HiveBrain v1.2.0
Get Started
← Back to all entries
patternMinor

Load txt to Scripting.Dictionary

Submitted by: @import:stackexchange-codereview··
0
Viewed 0 times
dictionarytxtscriptingload

Problem

This code load a 40MB txt into a dictionary. It runs in about 40 seconds (sometimes 20, no idea why). Is there a way to make it run under 4 seconds, or hopefully in 1 second?

Sub ScriptDic()

Dim FileNum As Integer
Dim DataLine As String
Dim tmp As Variant
Dim Dict As Object
Dim duplicatecount As Object
Dim key As String
Dim count As Long

Set Dict = CreateObject("Scripting.Dictionary")
Set duplicatecount = CreateObject("Scripting.Dictionary")

Sheets("Control").Cells(5, 3).Value2 = Now
Filename = "C:\Users\MyFolder\Documents\PerformanceTests\MyData.txt"
FileNum = FreeFile()

Open Filename For Input As #FileNum
While Not EOF(FileNum)
    Line Input #FileNum, DataLine ' read in data 1 line at a time
    tmp = Split(DataLine, Chr(9))
    key = tmp(7) & "-" & tmp(8)
    If Not Dict.exists(key) Then
        Dict.Add key, tmp
        duplicatecount.Add key, 1
    Else
        count = duplicatecount(key)
        duplicatecount.Remove (key)

        Dict.Add key & ">" & count, tmp
        duplicatecount.Add key, count + 1
    End If
Wend

Sheets("Control").Cells(6, 3).Value2 = Now
End Sub

Solution

I assume you're working with a 40MB file instead of a 40GB file. The performance will vary greatly depending upon:

  • the length of each line in the file



  • the number of lines in the file



  • the number of uniquely keyed-lines in the file



I've worked with a contrived data-file that is 5.127MB in size and has 250,000 data rows like:

a   b   c   d   e   f   g   h   i   j
b   c   d   e   f   g   h   i   j   k
a   b   c   d   e   f   g   h   i   j


The file has nearly all duplicated records, so I'm pushing the limits on the unique key approach. A file with all unique values will perform differently.
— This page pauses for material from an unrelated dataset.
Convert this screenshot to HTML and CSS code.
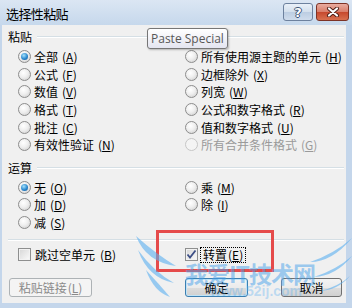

Using your code against the 5MB file, it runs in 6.18s. If I only read the file, it reads in 0.11s. If I only read the file, split each line and build a key, it runs in 0.76s. So approximately 5.42s, or 88% of the duration is related to dictionary manipulation.

So, what can we do in VBA, to improve your code

Option Explicit
You haven't included it in your code, so I assume it isn't declared.

Declare filename As String
The filename variable isn't declared, although you may have declared it at global scope. Option Explicit shows e this right away.

Dim filename As String


Declare tmp as a String Array
tmp is assigned with the Split function, which returns a String array, so declare tmp accordingly and you'll use a great deal less memory.

Dim tmp() As String


Early Binding
You're using CreateObject("Scripting.Dictionary"), so your code will fail anyway, if Microsoft Scripting Runtime isn't available. But more importantly, by using late-binding, COM has to work harder to find the methods you're using. It's much better to early-bind by adding a reference to Microsoft Scripting Runtime.:

Dictionary variable names
You've used ambiguous names: Dict and duplicatecount. You'd be better off with more meaningful names (I don't know what your data is, so I'm using less un-meaningful names) like:

Dim allRecords As Scripting.Dictionary
Dim uniqueKeyCounts As Scripting.Dictionary

Set allRecords = New Scripting.Dictionary
Set uniqueKeyCounts = New Scripting.Dictionary


Avoid using magic function/literal values
You're referring to the Tab character Chr(9) which incurs time on every line. VBA has a built-in constant for Tab: vbTab, which makes it more efficient and easier to read.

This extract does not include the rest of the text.